1/2 Une diplomatie du reniement
Même si je n’ai guère saisi en quoi l’expression publique d’une « nouvelle doctrine » implique une adresse au Colonel Assoumani Azali dont la gouvernance se résume à un « diktat, mon bon plaisir », je voudrais cependant saisir cette opportunité pour contribuer humblement à cet échange nécessaire et souhaitable, à propos de l’orientation de notre pays, dans la coopération internationale.
De prime abord, je ne pourrais que remercier Me Fahami Said Ibrahim, d’avoir stimulé une réflexion nourrie par l’expérience ministérielle, qui l’a conduit ainsi à sortir des murs des seuls initiés pour la soumettre à la culture citoyenne. Et ce, à un moment où le pays est placé sous le regard du monde par sa présidence de l’Union Africaine (UA), dans un contexte de mutations profondes dans les relations internationales et la quête d’une hégémonie redevenue encore plus brutale, à travers la confrontation entre les intérêts nationaux, mais aussi entre groupements d’États.
D’emblée, il me semble plus aisé de cibler la petite Commission de l’Océan Indien (COI), ce « machin », dont l’existence et le fonctionnement dépendent des subventions, notamment de l’Union européenne. Tout comme d’ailleurs l’Union Africaine financée tant par l’UE et les États-Unis pour son fonctionnement et presque entièrement par l’ONU pour la gestion et le règlement des conflits armés sur le continent, lesquels occupent encore une part majeure des préoccupations et décisions du Conseil de Sécurité.
Certes, à travers les projections de « l’économie bleue », la COI n’apporte pas grand-chose à l’unité, ni à l’intégrité territoriale et, malheureusement, très peu au développement de nos petits États insulaires. Certes, elle ne garantit même pas la libre circulation entre les ressortissants des pays membres. Mais, reconnaissons au moins qu’elle est la principale Organisation internationale (parmi celles auxquelles nous appartenons), qui a permis la tenue d’un sommet de Chefs d’État à Moroni, avec des compatriotes comme Secrétaire Général et/ou hauts fonctionnaires de ladite organisation. En plus du déploiement de nos jeunes athlètes, artistes et autres talents prometteurs, dans des rencontres internationales.
À dire vrai, pourquoi devrions-nous reprocher spécifiquement à la COI et aux pays voisins leur silence sur l’opération Uwambushu au point de vouloir nous en séparer, alors que c’est le même cas de figure pour des organisations mieux pourvues comme la Ligue des États Arabes, l’Organisation de la Coopération Islamique ou encore la Communauté de Développement d’Afrique Australe (SADC). Pire encore, il en est de même à l’échelle de l’Union Africaine dont les Comores président aux destinées à un moment où se met en œuvre cette violente violation de la comoriannité dans notre espace territorial et maritime tel qu’internationalement reconnu !

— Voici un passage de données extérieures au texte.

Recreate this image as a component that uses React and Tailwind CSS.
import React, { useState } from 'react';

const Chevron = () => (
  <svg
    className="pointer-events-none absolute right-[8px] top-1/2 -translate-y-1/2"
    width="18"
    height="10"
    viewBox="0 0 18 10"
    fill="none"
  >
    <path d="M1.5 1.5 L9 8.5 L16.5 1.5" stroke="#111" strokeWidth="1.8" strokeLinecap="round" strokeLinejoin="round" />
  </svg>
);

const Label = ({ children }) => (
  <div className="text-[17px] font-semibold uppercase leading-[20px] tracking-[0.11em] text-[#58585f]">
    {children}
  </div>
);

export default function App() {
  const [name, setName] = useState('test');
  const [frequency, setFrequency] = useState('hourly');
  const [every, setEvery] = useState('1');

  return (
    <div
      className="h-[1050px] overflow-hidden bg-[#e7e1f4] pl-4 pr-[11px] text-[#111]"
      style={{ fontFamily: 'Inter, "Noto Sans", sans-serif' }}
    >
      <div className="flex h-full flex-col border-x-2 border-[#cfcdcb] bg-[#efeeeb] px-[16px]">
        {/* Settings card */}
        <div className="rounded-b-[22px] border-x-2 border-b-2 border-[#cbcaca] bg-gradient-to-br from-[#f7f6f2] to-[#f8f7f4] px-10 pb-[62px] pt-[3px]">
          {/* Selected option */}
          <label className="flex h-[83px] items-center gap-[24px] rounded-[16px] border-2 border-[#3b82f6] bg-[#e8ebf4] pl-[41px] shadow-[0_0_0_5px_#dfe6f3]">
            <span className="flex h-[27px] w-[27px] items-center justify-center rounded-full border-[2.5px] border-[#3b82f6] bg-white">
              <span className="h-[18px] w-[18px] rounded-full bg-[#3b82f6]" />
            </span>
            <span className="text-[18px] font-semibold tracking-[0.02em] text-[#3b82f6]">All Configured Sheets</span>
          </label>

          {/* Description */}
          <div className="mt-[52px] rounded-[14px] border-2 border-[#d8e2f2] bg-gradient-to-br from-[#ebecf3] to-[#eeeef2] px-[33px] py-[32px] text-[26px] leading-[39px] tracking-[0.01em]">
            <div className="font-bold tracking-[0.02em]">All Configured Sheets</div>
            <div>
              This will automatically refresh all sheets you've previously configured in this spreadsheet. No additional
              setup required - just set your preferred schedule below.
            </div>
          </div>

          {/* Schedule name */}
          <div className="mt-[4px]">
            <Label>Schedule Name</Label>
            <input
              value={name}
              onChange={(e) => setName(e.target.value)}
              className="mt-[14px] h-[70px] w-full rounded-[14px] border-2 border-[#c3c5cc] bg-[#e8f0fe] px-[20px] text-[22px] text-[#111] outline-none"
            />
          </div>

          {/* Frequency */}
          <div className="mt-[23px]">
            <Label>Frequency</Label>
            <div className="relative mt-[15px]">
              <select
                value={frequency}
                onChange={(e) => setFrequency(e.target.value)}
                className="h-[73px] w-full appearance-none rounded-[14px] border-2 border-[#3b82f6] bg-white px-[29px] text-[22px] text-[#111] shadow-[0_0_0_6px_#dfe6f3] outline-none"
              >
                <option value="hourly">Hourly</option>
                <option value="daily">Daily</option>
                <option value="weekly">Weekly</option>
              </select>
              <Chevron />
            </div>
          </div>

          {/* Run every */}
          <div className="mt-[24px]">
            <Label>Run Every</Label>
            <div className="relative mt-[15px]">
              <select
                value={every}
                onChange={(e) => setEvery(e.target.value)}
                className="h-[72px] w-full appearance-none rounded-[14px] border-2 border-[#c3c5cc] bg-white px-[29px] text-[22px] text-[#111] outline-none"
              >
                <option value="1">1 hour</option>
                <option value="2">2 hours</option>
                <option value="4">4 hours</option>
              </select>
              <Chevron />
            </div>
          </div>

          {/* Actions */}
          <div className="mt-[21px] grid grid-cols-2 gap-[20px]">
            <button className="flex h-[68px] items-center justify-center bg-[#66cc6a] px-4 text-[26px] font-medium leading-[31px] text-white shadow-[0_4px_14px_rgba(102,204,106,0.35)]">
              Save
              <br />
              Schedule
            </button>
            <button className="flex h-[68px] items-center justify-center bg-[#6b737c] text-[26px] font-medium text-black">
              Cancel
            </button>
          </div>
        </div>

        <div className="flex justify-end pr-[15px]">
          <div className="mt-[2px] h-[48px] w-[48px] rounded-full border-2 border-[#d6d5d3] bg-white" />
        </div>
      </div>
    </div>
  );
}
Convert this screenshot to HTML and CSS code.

Devant un tel silence assourdissant et honteux de l’État comorien qui n’a saisi aucune instance internationale sur ce sujet, vital pour notre pays et tragique pour notre peuple, l’adage universel rappelle que « nul ne saurait être plus royaliste que le roi » !
C’est sous cette même optique d’une diplomatie du reniement que, lorsque l’île Maurice a porté la revendication de sa souveraineté sur les Chagos devant la Cour Internationale de Justice (avec à l’appui, une résolution adoptée par l’AG-NU à plus de 90% contre le Royaume-Uni soutenu par les seuls États-Unis), notre Ministère des Affaires Etrangères dirigé alors par Amine Soeuf évita tout simplement d’aller y exprimer sa solidarité. Cela, malgré le travail comparatif avec le cas de Mayotte fourni par notre représentation permanente aux NU et une proposition de nos voisins d’assumer éventuellement toute charge d’une délégation comorienne à La Haye. Qu’attendre donc de nos voisins ?
Pareillement, lorsque le Président des Seychelles (pays d’à peine 100.000 hab.) eût l’audace de proposer au Colonel Assoumani Azali l’ambition d’œuvrer ensemble en vue d’une représentation commune au Conseil de Sécurité pour la zone indiano-océanique (allant jusqu’à l’Indonésie), ce dernier se contenta de suggérer à son homologue (dans des termes que je n’exprimerai pas ici) d’offrir une de ses 115 îles à la France pour que l’ex-puissance coloniale veuille bien nous rendre Mayotte. Il s’autorisa ensuite à aller raconter une telle fadaise au Secrétaire Général des Nations Unies, croyant qu’à un tel niveau, il était permis de se laisser aller à une blague de si mauvais goût qui ne pouvait même prêter à sourire. Comment s’imaginer alors qu’on puisse prendre notre diplomatie au sérieux ? Pourtant et contrairement à de telles attitudes d’une médiocrité inqualifiable, lorsque le Gouvernement français a voulu intégrer l’île de la Réunion à la COI, le Président A. Abdallah avait su affirmer le sérieux et la hauteur de l’engagement des États, en demandant préalablement que dans le cadre des sommets, la France soit représentée par le Président de la République ou son Premier ministre et non par un Préfet…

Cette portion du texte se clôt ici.